WHAT THE EXERCISE ASKS: Take from the listing each line that has the string "screenshot".

DATA EXCERPT:
— Start —

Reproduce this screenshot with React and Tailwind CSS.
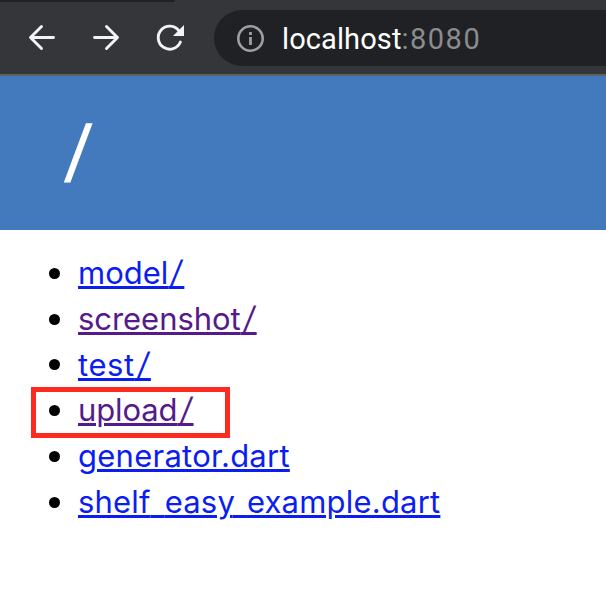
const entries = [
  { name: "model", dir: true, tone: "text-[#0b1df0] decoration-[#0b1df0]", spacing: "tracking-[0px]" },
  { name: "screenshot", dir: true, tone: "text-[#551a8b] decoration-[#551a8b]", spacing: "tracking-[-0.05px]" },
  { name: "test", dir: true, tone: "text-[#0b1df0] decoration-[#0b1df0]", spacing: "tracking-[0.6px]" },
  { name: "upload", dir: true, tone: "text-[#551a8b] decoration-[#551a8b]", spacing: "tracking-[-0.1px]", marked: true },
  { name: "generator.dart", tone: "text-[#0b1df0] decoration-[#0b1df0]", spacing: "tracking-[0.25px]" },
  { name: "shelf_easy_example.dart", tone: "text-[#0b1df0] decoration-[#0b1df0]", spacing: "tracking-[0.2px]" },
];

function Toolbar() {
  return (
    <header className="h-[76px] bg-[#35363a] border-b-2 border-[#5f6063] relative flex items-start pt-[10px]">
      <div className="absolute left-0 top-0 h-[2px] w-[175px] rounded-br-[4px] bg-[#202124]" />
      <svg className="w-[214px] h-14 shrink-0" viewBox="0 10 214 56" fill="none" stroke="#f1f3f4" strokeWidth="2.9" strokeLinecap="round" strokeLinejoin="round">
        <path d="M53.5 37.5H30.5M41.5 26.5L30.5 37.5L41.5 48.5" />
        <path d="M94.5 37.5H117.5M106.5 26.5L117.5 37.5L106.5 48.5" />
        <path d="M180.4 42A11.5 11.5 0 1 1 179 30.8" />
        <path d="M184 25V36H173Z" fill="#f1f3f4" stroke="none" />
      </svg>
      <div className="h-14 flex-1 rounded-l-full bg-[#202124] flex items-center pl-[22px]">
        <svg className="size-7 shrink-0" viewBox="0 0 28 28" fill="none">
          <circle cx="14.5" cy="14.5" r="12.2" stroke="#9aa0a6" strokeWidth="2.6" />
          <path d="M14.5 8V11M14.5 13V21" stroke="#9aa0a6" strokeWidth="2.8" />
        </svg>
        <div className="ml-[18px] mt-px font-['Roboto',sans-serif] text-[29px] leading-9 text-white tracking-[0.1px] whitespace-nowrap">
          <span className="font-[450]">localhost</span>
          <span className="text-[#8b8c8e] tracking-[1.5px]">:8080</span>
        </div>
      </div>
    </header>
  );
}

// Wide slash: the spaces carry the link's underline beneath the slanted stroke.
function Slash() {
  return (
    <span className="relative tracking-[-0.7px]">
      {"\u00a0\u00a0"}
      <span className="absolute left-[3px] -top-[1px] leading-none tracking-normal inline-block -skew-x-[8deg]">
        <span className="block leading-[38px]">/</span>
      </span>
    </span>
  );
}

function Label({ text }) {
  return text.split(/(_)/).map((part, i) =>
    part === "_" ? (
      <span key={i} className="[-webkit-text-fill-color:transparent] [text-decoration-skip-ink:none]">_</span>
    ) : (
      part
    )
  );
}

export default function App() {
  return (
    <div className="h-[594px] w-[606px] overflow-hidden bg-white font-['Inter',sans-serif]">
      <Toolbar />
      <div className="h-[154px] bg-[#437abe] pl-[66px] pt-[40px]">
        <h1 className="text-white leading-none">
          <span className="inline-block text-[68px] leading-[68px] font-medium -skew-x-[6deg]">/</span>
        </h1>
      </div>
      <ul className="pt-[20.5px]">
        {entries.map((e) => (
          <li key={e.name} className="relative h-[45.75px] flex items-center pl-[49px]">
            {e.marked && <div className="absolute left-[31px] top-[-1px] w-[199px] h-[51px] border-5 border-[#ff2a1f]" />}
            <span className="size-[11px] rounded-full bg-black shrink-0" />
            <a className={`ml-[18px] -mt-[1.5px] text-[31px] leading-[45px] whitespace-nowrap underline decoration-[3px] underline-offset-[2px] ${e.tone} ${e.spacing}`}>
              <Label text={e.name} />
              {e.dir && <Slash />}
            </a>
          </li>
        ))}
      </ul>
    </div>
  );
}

— End —

RESPONSE BELOW:
Reproduce this screenshot with React and Tailwind CSS.
  { name: "screenshot", dir: true, tone: "text-[#551a8b] decoration-[#551a8b]", spacing: "tracking-[-0.05px]" },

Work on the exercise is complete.